REQUIREMENTS: Return all lines in the material below that contain "Tailwind".

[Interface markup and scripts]

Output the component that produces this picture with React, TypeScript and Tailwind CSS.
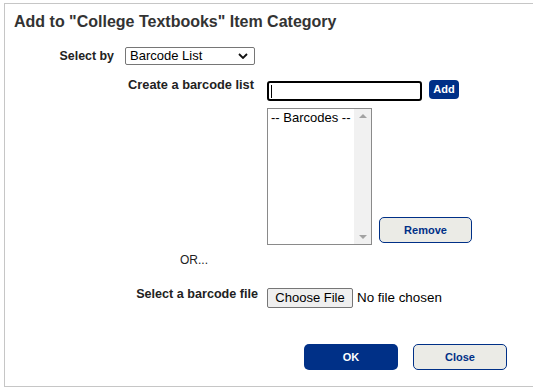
export default function App() {
  return (
    <div className="h-[389px] w-[533px] overflow-hidden bg-white font-['Liberation_Sans',Arial,sans-serif] text-[#222]">
      <div className="ml-[4px] mt-[3px] h-[384px] w-[560px] border border-[#c6c6c6] pl-[9px] pt-[9px]">
        <h1 className="text-[16px] font-bold leading-[18px] text-[#333]">
          Add to "College Textbooks" Item Category
        </h1>

        {/* select by */}
        <div className="mt-[16px] flex h-[18px] items-center">
          <span className="w-[100px] text-right text-[12.4px] font-bold leading-[14px]">Select by</span>
          <div className="ml-[11px] flex h-[18px] w-[130px] items-center rounded-[2px] border border-[#767676] pl-[4px] pr-[6px] text-[13px] leading-[16px] text-black">
            <span className="flex-1">Barcode List</span>
            <svg viewBox="0 0 10 6" className="h-[6px] w-[10px]" fill="none" stroke="#111" strokeWidth="1.8">
              <path d="M1 1l4 4 4-4" />
            </svg>
          </div>
        </div>

        {/* barcode list */}
        <div className="mt-[13px] flex items-start">
          <span className="w-[240px] text-right text-[12.8px] font-bold leading-[14px]">Create a barcode list</span>
          <div className="ml-[13px] flex flex-col pt-[3px]">
            <div className="flex items-start">
              <div className="flex h-[20px] w-[155px] items-center rounded-[3px] border-2 border-black pl-[2px]">
                <span className="h-[13px] w-px bg-black" />
              </div>
              <button className="ml-[7px] -mt-[1px] h-[19px] w-[30px] rounded-[4px] bg-[#003087] text-[11px] font-bold leading-none text-white">
                Add
              </button>
            </div>
            <div className="mt-[7px] flex items-end">
              <div className="flex h-[137px] w-[105px] border border-[#8a8a8a]">
                <div className="flex-1 pl-[3px] pt-[1px] text-[13px] leading-[16px] text-black">-- Barcodes --</div>
                <div className="flex w-[17px] flex-col items-center justify-between bg-[#f1f1f1] py-[5px]">
                  <svg viewBox="0 0 8 4" className="h-[4px] w-[8px]" fill="#a3a3a3">
                    <path d="M0 4L4 0l4 4z" />
                  </svg>
                  <svg viewBox="0 0 8 4" className="h-[4px] w-[8px]" fill="#a3a3a3">
                    <path d="M0 0h8L4 4z" />
                  </svg>
                </div>
              </div>
              <button className="mb-[2px] ml-[7px] h-[26px] w-[93px] rounded-[5px] border border-[#003087] bg-[#ebebe6] text-[11px] font-bold text-[#003087]">
                Remove
              </button>
            </div>
          </div>
        </div>

        <p className="ml-[166px] mt-[8px] text-[12px] leading-[14px]">OR...</p>

        {/* barcode file */}
        <div className="mt-[20px] flex items-start">
          <span className="w-[244px] text-right text-[12.6px] font-bold leading-[14px]">Select a barcode file</span>
          <div className="ml-[9px] mt-[1px] flex items-center">
            <span className="flex h-[20px] w-[86px] items-center justify-center rounded-[2px] border border-[#767676] bg-[#efefef] text-[13px] text-black">
              Choose File
            </span>
            <span className="ml-[4px] text-[13.4px] text-black">No file chosen</span>
          </div>
        </div>

        <div className="ml-[290px] mt-[36px] flex">
          <button className="h-[26px] w-[94px] rounded-[5px] bg-[#003087] text-[11px] font-bold text-white">OK</button>
          <button className="ml-[15px] h-[26px] w-[94px] rounded-[5px] border border-[#003087] bg-[#ebebe6] text-[11px] font-bold text-[#003087]">
            Close
          </button>
        </div>
      </div>
    </div>
  );
}
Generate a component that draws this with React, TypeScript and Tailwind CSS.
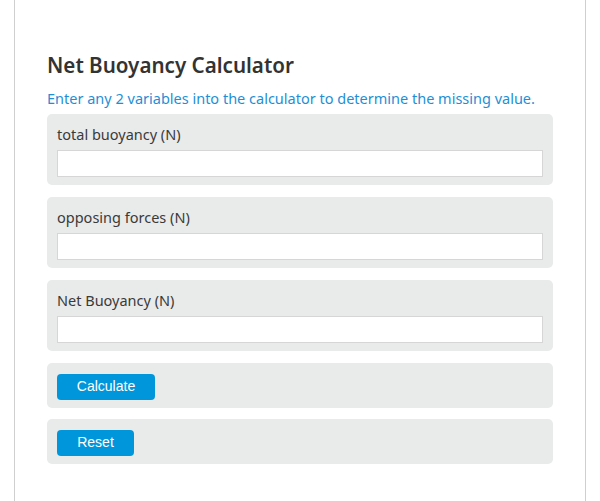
export default function App() {
  const fields = ['total buoyancy (N)', 'opposing forces (N)', 'Net Buoyancy (N)'];

  return (
    <div className="h-[501px] w-[600px] overflow-hidden bg-white" style={{ fontFamily: '"Noto Sans", "Open Sans", sans-serif' }}>
      <div className="ml-[14px] h-full w-[572px] border-x border-[#cfcfcf] px-[32px] pt-[50px]">
        <h1 className="text-[20.6px] font-semibold leading-[30px] text-[#333]">Net Buoyancy Calculator</h1>
        <p className="mt-[8px] text-[14.5px] leading-[20px] text-[#1e8fd6]">
          Enter any 2 variables into the calculator to determine the missing value.
        </p>

        <div className="mt-[6px] flex flex-col">
          {fields.map((label) => (
            <div key={label} className="mb-[12px] h-[71px] rounded-[5px] bg-[#e9eaea] px-[10px] pt-[10px]">
              <label className="block text-[14.5px] leading-[20px] text-[#3a3a3a]">{label}</label>
              <input type="text" className="mt-[6px] block h-[27px] w-full border border-[#d6d6d6] bg-white outline-none" />
            </div>
          ))}

          <div className="mb-[11px] h-[45px] rounded-[5px] bg-[#e9eaea] px-[10px] pt-[10px]">
            <button
              className="h-[26px] w-[98px] rounded-[4px] bg-[#0096db] text-[14px] text-white"
              style={{ fontFamily: '"Liberation Sans", Arial, sans-serif' }}
            >
              Calculate
            </button>
          </div>

          <div className="h-[45px] rounded-[5px] bg-[#e9eaea] px-[10px] pt-[10px]">
            <button
              className="h-[26px] w-[77px] rounded-[4px] bg-[#0096db] text-[14px] text-white"
              style={{ fontFamily: '"Liberation Sans", Arial, sans-serif' }}
            >
              Reset
            </button>
          </div>
        </div>
      </div>
    </div>
  );
}
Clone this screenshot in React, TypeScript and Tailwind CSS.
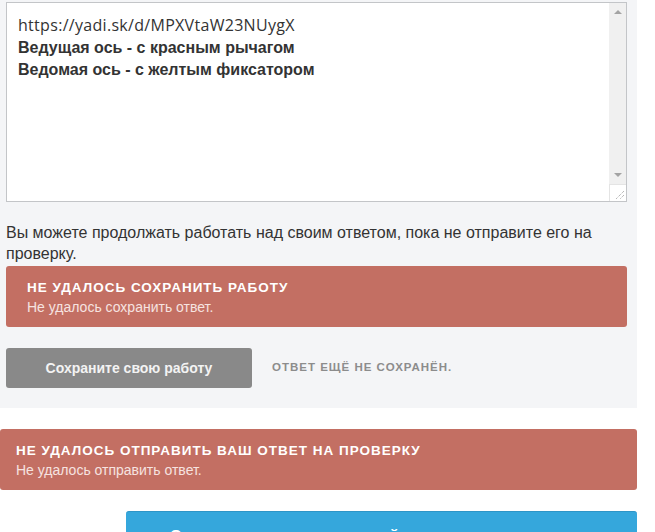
export default function App() {
  return (
    <div className="w-[655px] h-[532px] overflow-hidden bg-white font-['Liberation_Sans',Arial,sans-serif] text-[#333]">
      <div className="w-[637px] bg-[#f4f5f7] pl-[6px] pr-[10px] pt-[2px] pb-[20px]">
        <div className="flex h-[200px] border border-[#c3c5c8] bg-white">
          <div className="flex-1 pl-[11px] pt-[11px] text-[16px] leading-[22.5px]">
            <p className="font-['Open_Sans',sans-serif] tracking-[0.3px] text-[#333]">https://yadi.sk/d/MPXVtaW23NUygX</p>
            <p className="font-bold">Ведущая ось - с красным рычагом</p>
            <p className="font-bold">Ведомая ось - с желтым фиксатором</p>
          </div>
          <div className="flex w-[17px] flex-col bg-[#f0f0f0]">
            <div className="flex h-[17px] items-center justify-center">
              <svg width="8" height="5" viewBox="0 0 8 5">
                <path d="M0 5 L4 1 L8 5 Z" fill="#a3a3a3" />
              </svg>
            </div>
            <div className="flex-1" />
            <div className="flex h-[17px] items-center justify-center">
              <svg width="8" height="5" viewBox="0 0 8 5">
                <path d="M0 0 L8 0 L4 4 Z" fill="#a3a3a3" />
              </svg>
            </div>
            <div className="relative h-[17px] border-l border-t border-[#e4e4e4] bg-white">
              <svg className="absolute bottom-[2px] right-[2px]" width="9" height="9" viewBox="0 0 9 9">
                <path d="M9 1 L1 9 M9 5 L5 9" stroke="#999" strokeWidth="1" strokeDasharray="1 1" />
              </svg>
            </div>
          </div>
        </div>

        <p className="mt-[20px] text-[16px] leading-[21px] text-[#333]">
          Вы можете продолжать работать над своим ответом, пока не отправите его на проверку.
        </p>

        <div className="mt-[2px] rounded-[3px] bg-[#c36f63] px-[21px] pt-[13px] pb-[10px] text-white">
          <p className="text-[13.5px] font-bold uppercase leading-[18px] tracking-[1px]">Не удалось сохранить работу</p>
          <p className="text-[14px] leading-[20px] text-[#f6e3e0]">Не удалось сохранить ответ.</p>
        </div>

        <div className="mt-[21px] flex items-center">
          <div className="flex h-[40px] w-[246px] items-center justify-center rounded-[3px] bg-[#898989] text-[14px] font-bold text-[#f3f3f3]">
            Сохраните свою работу
          </div>
          <span className="ml-[20px] text-[11.5px] font-bold uppercase tracking-[1px] text-[#8c8c8c]">
            Ответ ещё не сохранён.
          </span>
        </div>
      </div>

      <div className="mt-[21px] w-[637px] rounded-[3px] bg-[#c36f63] px-[16px] pt-[13px] pb-[10px] text-white">
        <p className="text-[13.5px] font-bold uppercase leading-[18px] tracking-[1px]">Не удалось отправить ваш ответ на проверку</p>
        <p className="text-[14px] leading-[20px] text-[#f6e3e0]">Не удалось отправить ответ.</p>
      </div>

      <div className="ml-[126px] mt-[21px] h-[40px] w-[511px] rounded-[3px] border-t border-[#2e95c7] bg-[#35a7dc] pl-[44px] pt-[14px] text-[15px] font-bold leading-[18px] text-white">
        Окончательно отправить свой ответ на проверку
      </div>
    </div>
  );
}
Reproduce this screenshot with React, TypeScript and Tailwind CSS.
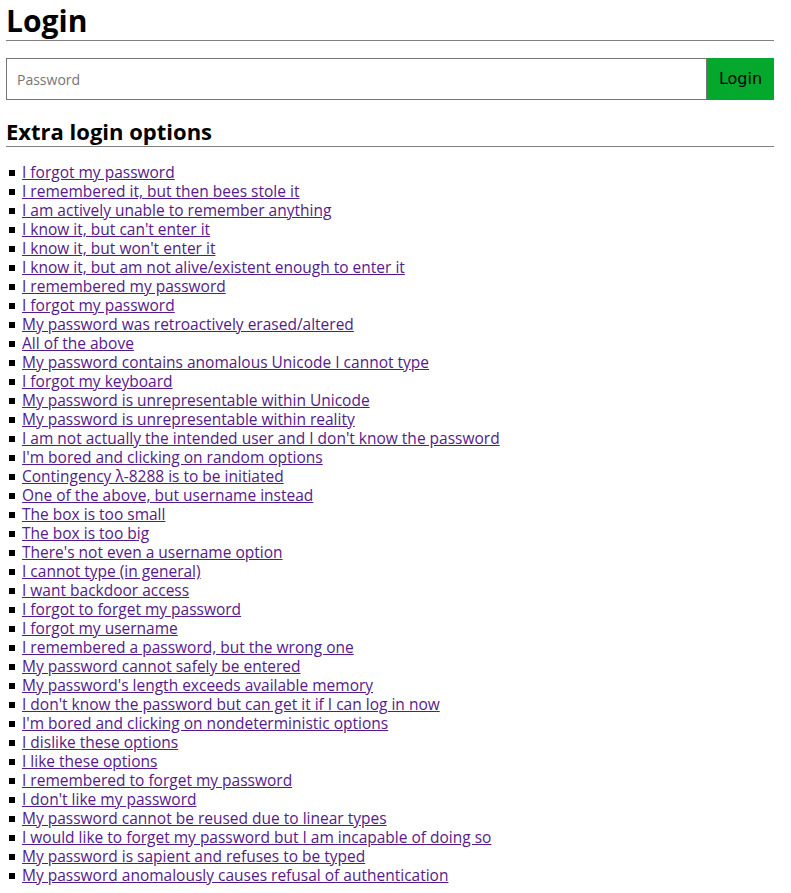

CORRECT RESPONSE:
Output the component that produces this picture with React, TypeScript and Tailwind CSS.
Generate a component that draws this with React, TypeScript and Tailwind CSS.
Clone this screenshot in React, TypeScript and Tailwind CSS.
Reproduce this screenshot with React, TypeScript and Tailwind CSS.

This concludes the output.